----- Records for the task

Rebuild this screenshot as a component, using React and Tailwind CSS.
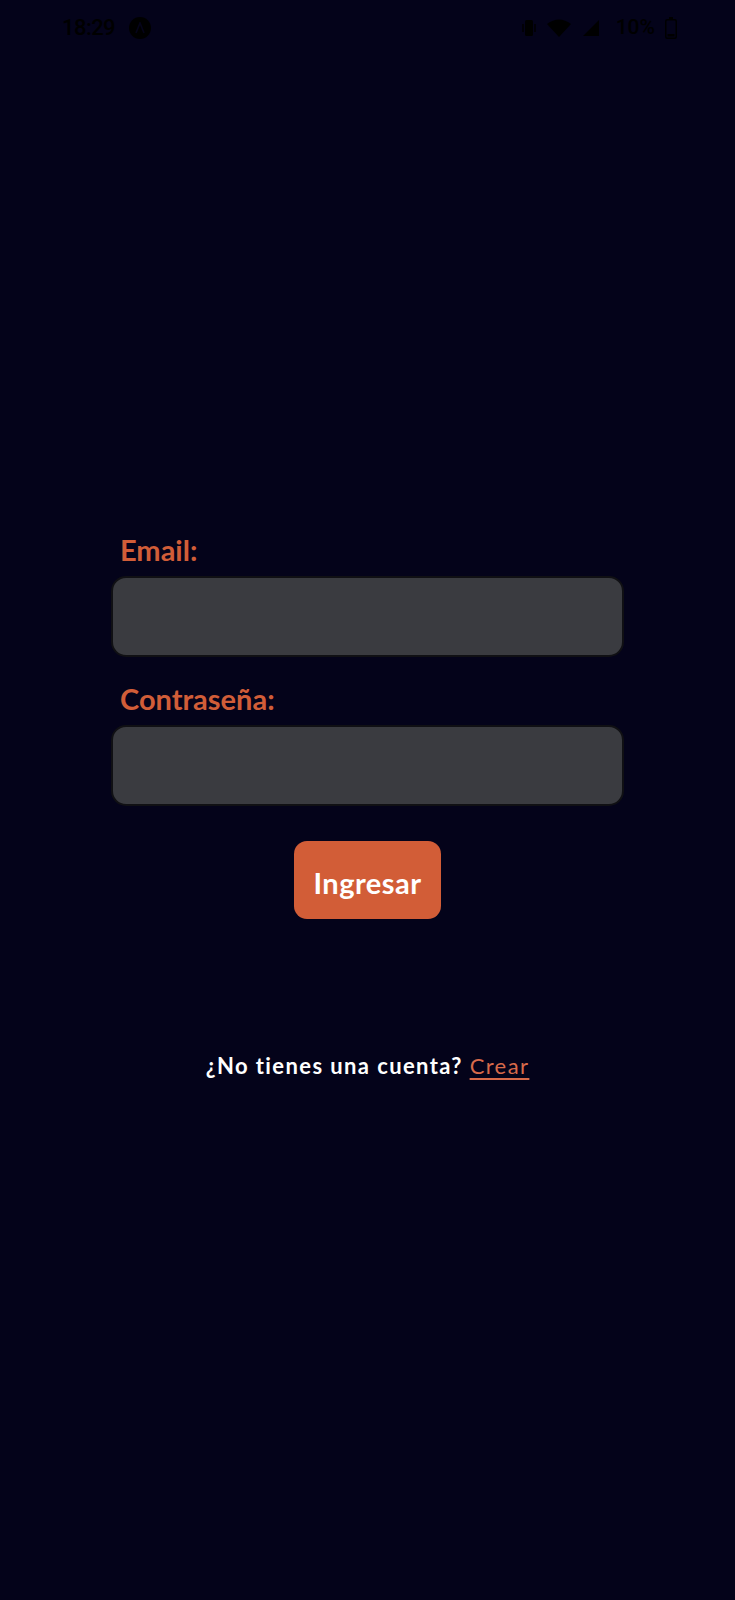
import React from 'react';

const StatusBar = () => (
  <div className="h-[55px] flex items-center justify-between px-[62px] pr-[58px] text-black" style={{ fontFamily: 'Roboto, sans-serif' }}>
    <div className="flex items-center gap-[14px]">
      <span className="text-[22px] leading-none font-medium tracking-tight">18:29</span>
      <span className="w-[22px] h-[22px] rounded-full bg-black flex items-center justify-center">
        <svg width="12" height="12" viewBox="0 0 12 12">
          <path d="M2 11 L6 1 L10 11" stroke="#05041a" strokeWidth="1.6" fill="none" />
        </svg>
      </span>
    </div>
    <div className="flex items-center gap-[10px]">
      <svg width="14" height="22" viewBox="0 0 14 22">
        <rect x="3" y="3" width="8" height="16" rx="1.5" fill="#000" />
        <path d="M1 7v8M13 7v8" stroke="#000" strokeWidth="1.5" />
      </svg>
      <svg width="26" height="20" viewBox="0 0 26 20">
        <path d="M1 6 Q13 -3 25 6 L13 19 Z" fill="#000" />
      </svg>
      <svg width="18" height="18" viewBox="0 0 18 18">
        <path d="M17 1 L17 17 L1 17 Z" fill="#000" />
      </svg>
      <span className="text-[21px] leading-none font-medium ml-[6px]">10%</span>
      <svg width="12" height="22" viewBox="0 0 12 22">
        <rect x="4" y="0" width="4" height="3" fill="#000" />
        <rect x="0.75" y="2.75" width="10.5" height="18.5" rx="1.5" stroke="#000" strokeWidth="1.5" fill="none" />
        <rect x="2.5" y="17" width="7" height="2.5" fill="#000" />
      </svg>
    </div>
  </div>
);

const Field = ({ label, type }) => (
  <div className="flex flex-col">
    <label className="pl-[9px] text-[29px] leading-[36px] font-bold text-[#d15d38] mb-[8px]">{label}</label>
    <input
      type={type}
      className="h-[81px] w-full rounded-[15px] bg-[#3a3b40] border-2 border-[#101014] outline-none"
    />
  </div>
);

export default function App() {
  return (
    <div className="min-h-[1600px] w-full bg-[#04031a] flex flex-col" style={{ fontFamily: 'Lato, "Noto Sans", sans-serif' }}>
      <StatusBar />
      <div className="mx-auto w-[513px] pt-[477px] flex flex-col">
        <Field label="Email:" type="email" />
        <div className="mt-[24px]">
          <Field label="Contraseña:" type="password" />
        </div>
        <div className="flex justify-center mt-[35px]">
          <button className="w-[147px] h-[78px] rounded-[13px] bg-[#d25d37] text-white text-[29px] leading-none font-bold tracking-[0.5px] pt-[4px]">
            Ingresar
          </button>
        </div>
        <p className="mt-[133px] text-center text-white text-[22px] leading-[28px] font-bold tracking-[1.4px]">
          ¿No tienes una cuenta?{' '}
          <a href="#" className="font-normal text-[#d86a4a] underline underline-offset-4">Crear</a>
        </p>
      </div>
    </div>
  );
}
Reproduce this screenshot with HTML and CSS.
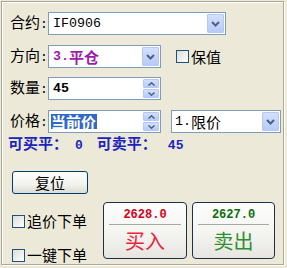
FILE: index.html
```html
<!DOCTYPE html>
<html>
<head>
<meta charset="utf-8">
<link rel="stylesheet" href="styles.css">
</head>
<body>
<div class="win">
  <div class="row r1">
    <span class="lbl">合约<span class="colon">:</span></span>
    <div class="combo w-contract">
      <span class="val"><span class="mono">IF0906</span></span>
      <span class="dd"><svg width="9" height="6" viewBox="0 0 9 6"><polyline points="1,1 4.5,4.5 8,1" fill="none" stroke="#4d6185" stroke-width="2"/></svg></span>
    </div>
  </div>
  <div class="row r2">
    <span class="lbl">方向<span class="colon">:</span></span>
    <div class="combo w-short">
      <span class="val dir"><span class="mono">3.</span>平仓</span>
      <span class="dd"><svg width="9" height="6" viewBox="0 0 9 6"><polyline points="1,1 4.5,4.5 8,1" fill="none" stroke="#4d6185" stroke-width="2"/></svg></span>
    </div>
    <label class="chk hedge"><span class="box"></span>保值</label>
  </div>
  <div class="row r3">
    <span class="lbl">数量<span class="colon">:</span></span>
    <div class="spin w-short">
      <span class="val qty"><span class="mono">45</span></span>
      <span class="arrows">
        <span class="sb"><svg width="7" height="4" viewBox="0 0 7 4"><polyline points="0.5,3.5 3.5,0.8 6.5,3.5" fill="none" stroke="#4d6185" stroke-width="1.5"/></svg></span>
        <span class="sb"><svg width="7" height="4" viewBox="0 0 7 4"><polyline points="0.5,0.5 3.5,3.2 6.5,0.5" fill="none" stroke="#4d6185" stroke-width="1.5"/></svg></span>
      </span>
    </div>
  </div>
  <div class="row r4">
    <span class="lbl">价格<span class="colon">:</span></span>
    <div class="spin w-short">
      <span class="val"><span class="sel">当前价</span></span>
      <span class="arrows">
        <span class="sb"><svg width="7" height="4" viewBox="0 0 7 4"><polyline points="0.5,3.5 3.5,0.8 6.5,3.5" fill="none" stroke="#4d6185" stroke-width="1.5"/></svg></span>
        <span class="sb"><svg width="7" height="4" viewBox="0 0 7 4"><polyline points="0.5,0.5 3.5,3.2 6.5,0.5" fill="none" stroke="#4d6185" stroke-width="1.5"/></svg></span>
      </span>
    </div>
    <div class="combo w-type">
      <span class="val type"><span class="mono">1.</span>限价</span>
      <span class="dd"><svg width="9" height="6" viewBox="0 0 9 6"><polyline points="1,1 4.5,4.5 8,1" fill="none" stroke="#4d6185" stroke-width="2"/></svg></span>
    </div>
  </div>
  <div class="avail">可买平：<span class="num n1">0</span>可卖平：<span class="num n2">45</span></div>
  <button class="reset">复位</button>
  <div class="bottom">
    <div class="checks">
      <label class="chk c1"><span class="box"></span>追价下单</label>
      <label class="chk c2"><span class="box"></span>一键下单</label>
    </div>
    <div class="trade buy">
      <div class="price">2628.0</div>
      <div class="act">买入</div>
    </div>
    <div class="trade sell">
      <div class="price">2627.0</div>
      <div class="act">卖出</div>
    </div>
  </div>
</div>
</body>
</html>
```

FILE: styles.css
```css
html, body {
  margin: 0;
  padding: 0;
  background: #ece9d8;
}
body {
  width: 287px;
  height: 268px;
  overflow: hidden;
  font-family: "Noto Sans CJK SC", sans-serif;
  color: #000;
}
.win {
  box-sizing: border-box;
  margin: 1px 0 0 1px;
  width: 283px;
  height: 264px;
  border: 1px solid #aca899;
  box-shadow: 1px 1px 0 #fff, inset 1px 1px 0 #fff;
  padding: 10px 0 0 8px;
}
.mono {
  font-family: "Liberation Mono", monospace;
  font-size: 13.3px;
}
.row {
  display: flex;
  align-items: center;
  height: 23px;
}
.r2 { margin-top: 10px; }
.r3 { margin-top: 9px; }
.r4 { margin-top: 10px; }
.lbl {
  flex: 0 0 38px;
  width: 38px;
  font-size: 15px;
  line-height: 18px;
  white-space: nowrap;
}
.colon {
  font-family: "Liberation Mono", monospace;
  font-size: 13px;
}
.combo, .spin {
  box-sizing: border-box;
  flex-shrink: 0;
  height: 23px;
  border: 1px solid #7f9db9;
  background: #fff;
  display: flex;
  align-items: stretch;
  padding: 1px;
}
.w-contract { width: 178px; }
.w-short { width: 113px; }
.w-type { width: 110px; margin-left: 10px; }
.val {
  flex: 1;
  display: flex;
  align-items: center;
  padding-left: 3px;
  font-size: 15px;
  line-height: 18px;
  white-space: nowrap;
  overflow: hidden;
}
.dir {
  color: #a01ca8;
  font-weight: bold;
}
.qty { font-weight: bold; }
.qty .mono { font-weight: bold; }
.dir .mono { font-weight: bold; }
.type { padding-left: 2px; }
.sel {
  background: #316ac5;
  color: #fff;
  font-weight: bold;
  font-size: 15px;
  line-height: 15px;
  padding: 0 1px 0 0;
  margin-left: -2px;
}
.dd {
  box-sizing: border-box;
  width: 17px;
  border: 1px solid #b5c7f3;
  border-radius: 1px;
  background: linear-gradient(#d3e0fd, #b7cbf8);
  display: flex;
  align-items: center;
  justify-content: center;
}
.arrows {
  width: 16px;
  display: flex;
  flex-direction: column;
  gap: 1px;
}
.sb {
  flex: 1;
  box-sizing: border-box;
  border: 1px solid #b5c7f3;
  border-radius: 1px;
  background: linear-gradient(#d3e0fd, #b7cbf8);
  display: flex;
  align-items: center;
  justify-content: center;
}
.chk {
  display: flex;
  align-items: center;
  font-size: 15px;
  line-height: 18px;
  white-space: nowrap;
}
.box {
  box-sizing: border-box;
  flex-shrink: 0;
  width: 13px;
  height: 13px;
  border: 1px solid #1c5180;
  background: linear-gradient(135deg, #dcdcd6, #fff);
  margin-right: 2px;
}
.hedge { margin-left: 15px; }
.avail {
  margin-top: 2px;
  margin-left: -2px;
  height: 16px;
  line-height: 16px;
  font-size: 15px;
  font-weight: bold;
  color: #1c24c0;
  white-space: nowrap;
}
.num {
  font-family: "Liberation Mono", monospace;
  font-size: 13px;
  font-weight: bold;
}
.n1 { margin-left: 7px; margin-right: 14px; }
.n2 { margin-left: 11px; }
.reset {
  display: block;
  box-sizing: border-box;
  margin: 20px 0 0 2px;
  width: 76px;
  height: 23px;
  padding: 0;
  border: 1px solid #003c74;
  border-radius: 3px;
  background: linear-gradient(#fefefe, #f2f2ee 60%, #dcdcd4);
  font-family: "Noto Sans CJK SC", sans-serif;
  font-size: 15px;
  line-height: 18px;
  color: #000;
}
.bottom {
  display: flex;
  margin-top: 8px;
}
.checks {
  width: 93px;
  display: flex;
  flex-direction: column;
  padding-left: 2px;
  box-sizing: border-box;
}
.chk.c1 { margin-top: 9px; height: 20px; }
.chk.c2 { margin-top: 14px; height: 20px; }
.trade {
  box-sizing: border-box;
  height: 57px;
  border: 1px solid #1e2f4c;
  border-radius: 4px;
  background: linear-gradient(#fdfdfd, #f4f4f1 55%, #e6e5e0);
  display: flex;
  flex-direction: column;
  align-items: center;
}
.buy { width: 84px; }
.sell { width: 83px; margin-left: 5px; }
.price {
  box-sizing: border-box;
  width: calc(100% - 10px);
  margin-top: 5px;
  height: 17px;
  line-height: 15px;
  text-align: center;
  font-family: "Liberation Mono", monospace;
  font-size: 12px;
  font-weight: bold;
  border-bottom: 1px solid #a8a8a0;
}
.act {
  margin-top: 3px;
  font-size: 20px;
  line-height: 26px;
}
.buy .price { color: #d4001c; }
.buy .act { color: #e8253c; }
.sell .price { color: #0a6e0a; }
.sell .act { color: #2f8f2f; }
```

----------

Begin at the first line of the material and copy each line exactly through the one containing "import React from 'react';". Omit pictures.

Rebuild this screenshot as a component, using React and Tailwind CSS.
import React from 'react';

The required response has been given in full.